The £48 billion figure uncovered by Hillarys underscores how sleep deprivation has become a quantifiable economic burden. While traditional health‑related costs such as sick leave are well tracked, the daily outlay on coffee, energy drinks and convenience foods reveals a hidden expense that chips away at disposable income, especially for renters whose post‑bill budgets are already tight. By translating fatigue into monetary terms, the study provides a concrete metric for policymakers and corporate leaders to assess the true cost of a sleep‑deprived workforce.
Underlying this spending surge are structural workplace dynamics. Irregular shift patterns, extended hours and high‑pressure environments—particularly in finance and information technology—disrupt circadian rhythms and elevate stress levels. The resulting sleep debt impairs cognitive function, leading to poorer decision‑making and a propensity to reach for quick‑fix stimulants. Over time, these habits reinforce a cycle where reduced performance fuels longer work periods, further degrading sleep quality and health outcomes.

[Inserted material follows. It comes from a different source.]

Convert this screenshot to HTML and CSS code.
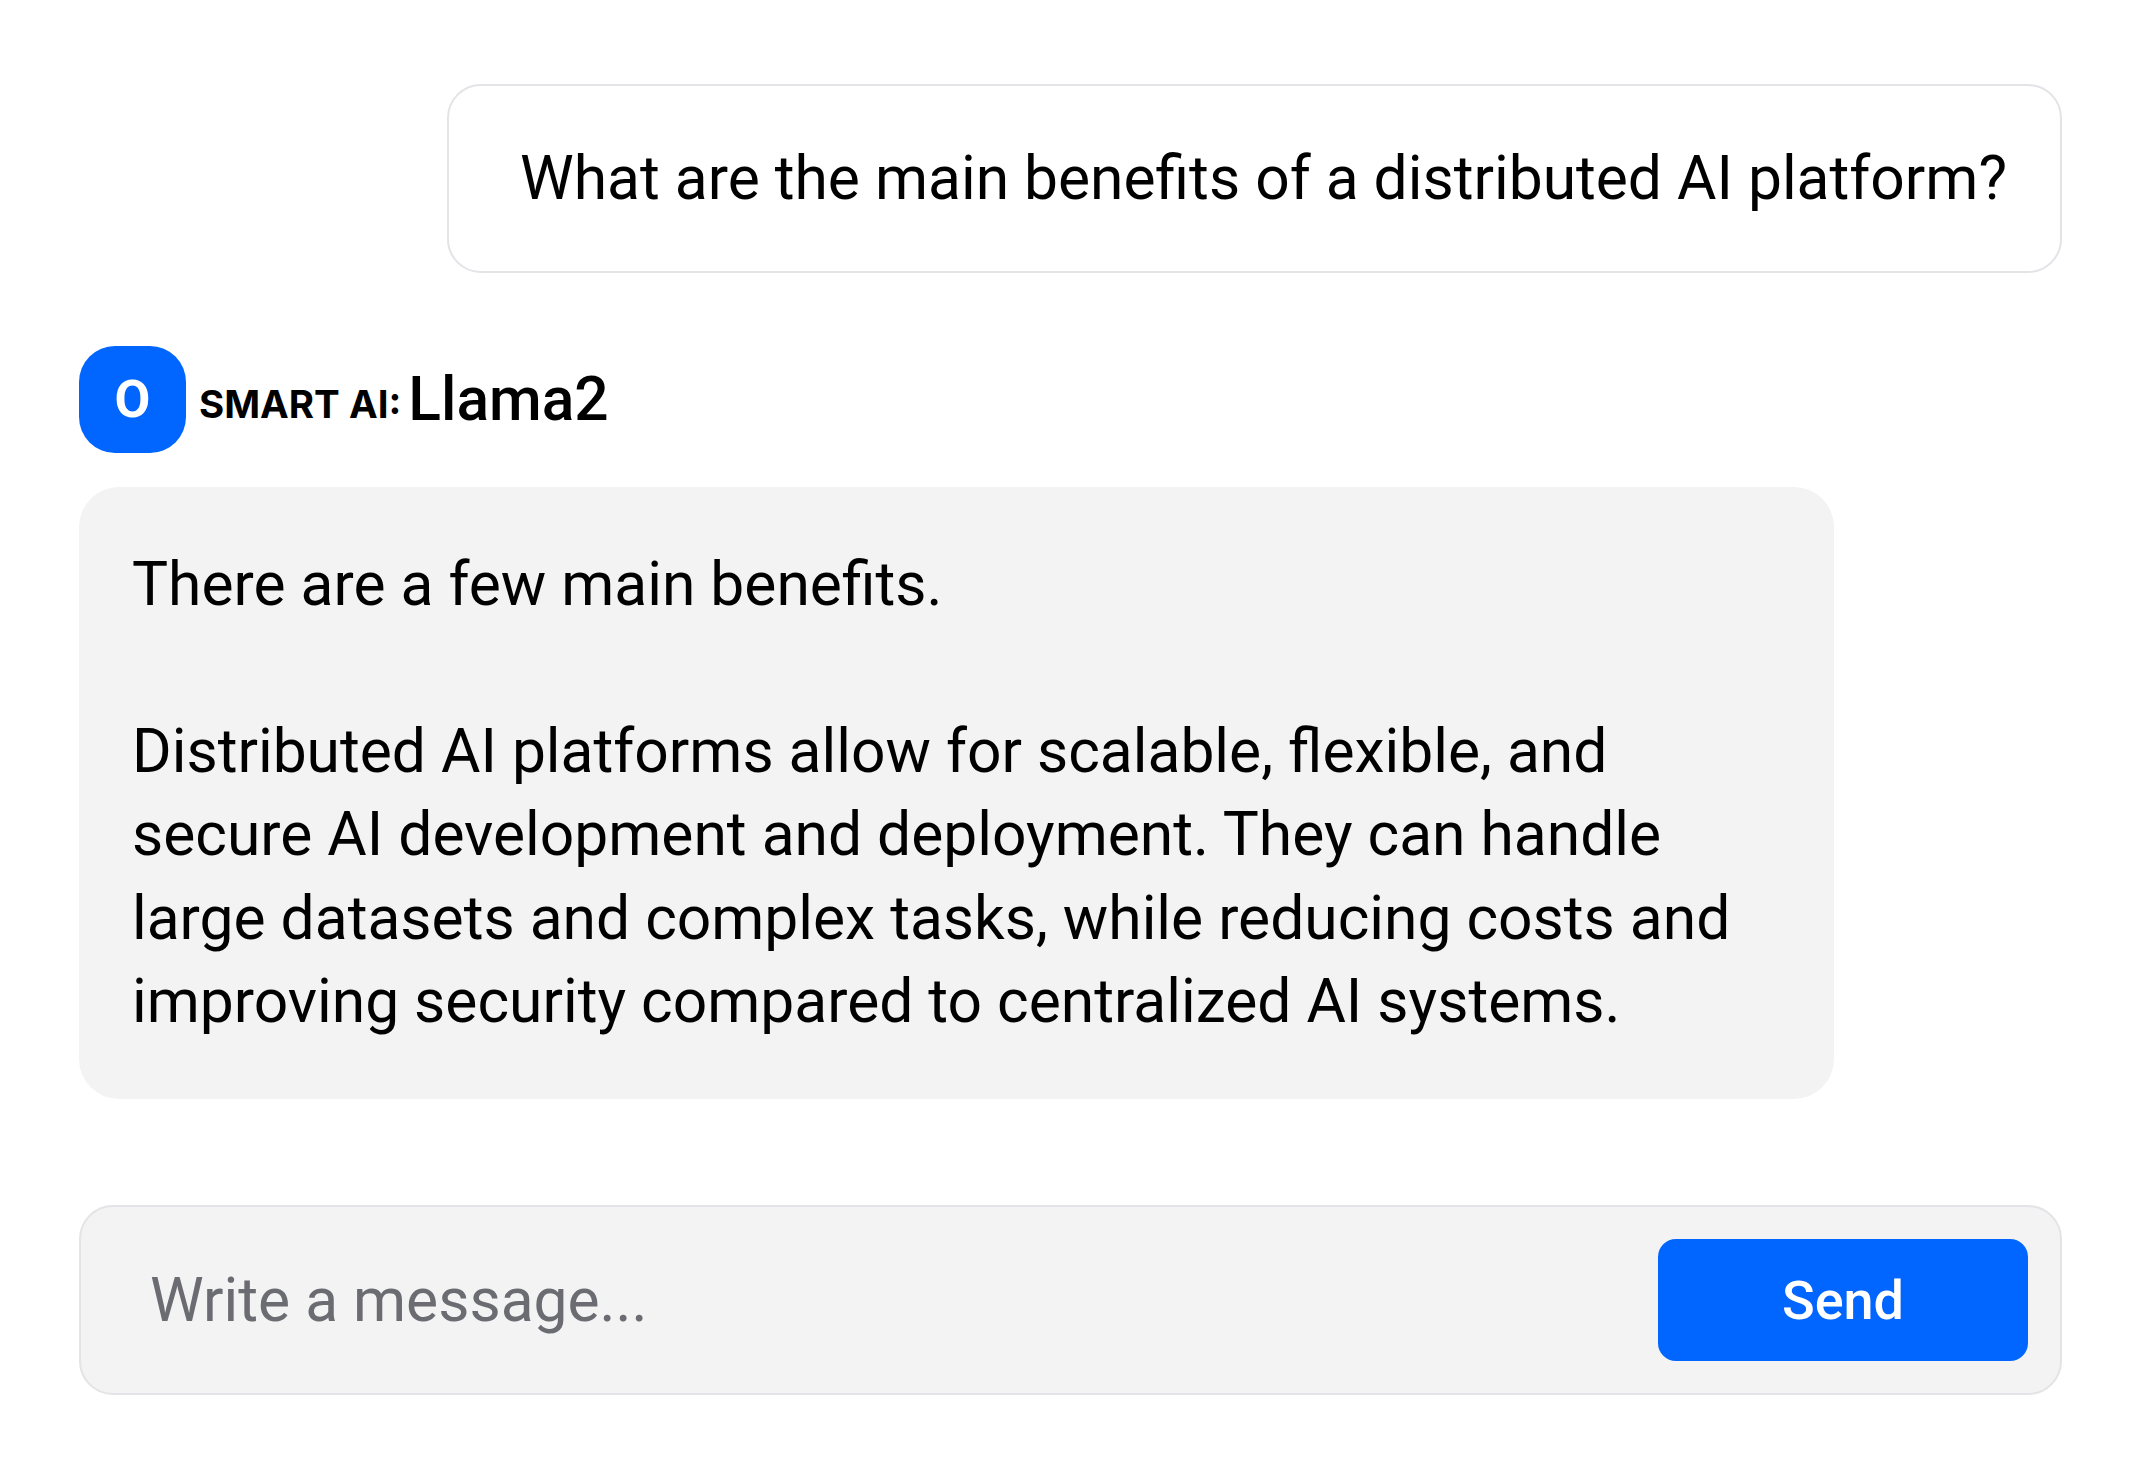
FILE: index.html
```html
<!DOCTYPE html>
<html lang="en">
<head>
<meta charset="utf-8">
<title>Chat</title>
<link rel="stylesheet" href="styles.css">
</head>
<body>
<main class="chat">
  <div class="user-row">
    <div class="user-bubble">What are the main benefits of a distributed AI platform?</div>
  </div>
  <div class="bot-header">
    <div class="avatar">O</div>
    <span class="bot-label">SMART AI:</span>
    <span class="bot-model">Llama2</span>
  </div>
  <div class="bot-bubble">There are a few main benefits.<br><br>Distributed AI platforms allow for scalable, flexible, and secure AI development and deployment. They can handle large datasets and complex tasks, while reducing costs and improving security compared to centralized AI systems.</div>
  <form class="composer">
    <input class="composer-input" type="text" placeholder="Write a message...">
    <button class="send-btn" type="button">Send</button>
  </form>
</main>
</body>
</html>
```
FILE: styles.css
```css
* { box-sizing: border-box; }
html, body { margin: 0; background: #ffffff; }
body { font-family: Roboto, "Noto Sans", Arial, sans-serif; color: #000; }

.chat {
  padding: 84px 80px 0 79px;
  display: flex;
  flex-direction: column;
}

.user-row { display: flex; justify-content: flex-end; }
.user-bubble {
  border: 2px solid #e3e3e8;
  border-radius: 34px;
  padding: 50.5px 53px 50.5px 71px;
  font-size: 60.5px;
  line-height: 84px;
  background: #fff;
}

.bot-header {
  margin-top: 73px;
  display: flex;
  align-items: center;
}
.avatar {
  width: 107px;
  height: 107px;
  border-radius: 36px;
  background: #0066ff;
  color: #fff;
  font-weight: 700;
  font-size: 52px;
  display: flex;
  align-items: center;
  justify-content: center;
}
.bot-label {
  margin-left: 13px;
  margin-top: 8px;
  font-family: Inter, Roboto, sans-serif;
  font-weight: 700;
  font-size: 38.5px;
}
.bot-model {
  margin-left: 7px;
  font-size: 60.5px;
  font-weight: 500;
}

.bot-bubble {
  margin-top: 34px;
  width: 1755px;
  background: #f3f3f3;
  border-radius: 40px;
  padding: 56px 56px 56px 53px;
  font-size: 60.5px;
  line-height: 83.4px;
}

.composer {
  margin: 106px 0 0;
  height: 190px;
  border: 2px solid #e3e3e8;
  border-radius: 34px;
  background: #f3f3f3;
  padding: 32px;
  display: flex;
  align-items: stretch;
  gap: 20px;
}
.composer-input {
  flex: 1;
  min-width: 0;
  border: none;
  outline: none;
  background: transparent;
  font-family: Roboto, sans-serif;
  font-size: 60.5px;
  padding: 0 0 0 37px;
  color: #000;
}
.composer-input::placeholder { color: #6b6b72; }
.send-btn {
  width: 370px;
  border: none;
  border-radius: 18px;
  background: #0066ff;
  color: #fff;
  font-family: Roboto, sans-serif;
  font-weight: 500;
  font-size: 54px;
}
```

Recognising fatigue as a strategic risk opens avenues for employer‑led interventions. Companies can redesign shift schedules, promote flexible working, and embed sleep‑education programs into wellbeing initiatives. Investing in rest‑oriented policies not only mitigates the £48 billion drain but also enhances productivity, reduces error rates, and improves employee retention. As the data gains traction, businesses that proactively address sleep debt are likely to secure a competitive advantage in talent attraction and operational efficiency.
Comments
Want to join the conversation?
Loading comments...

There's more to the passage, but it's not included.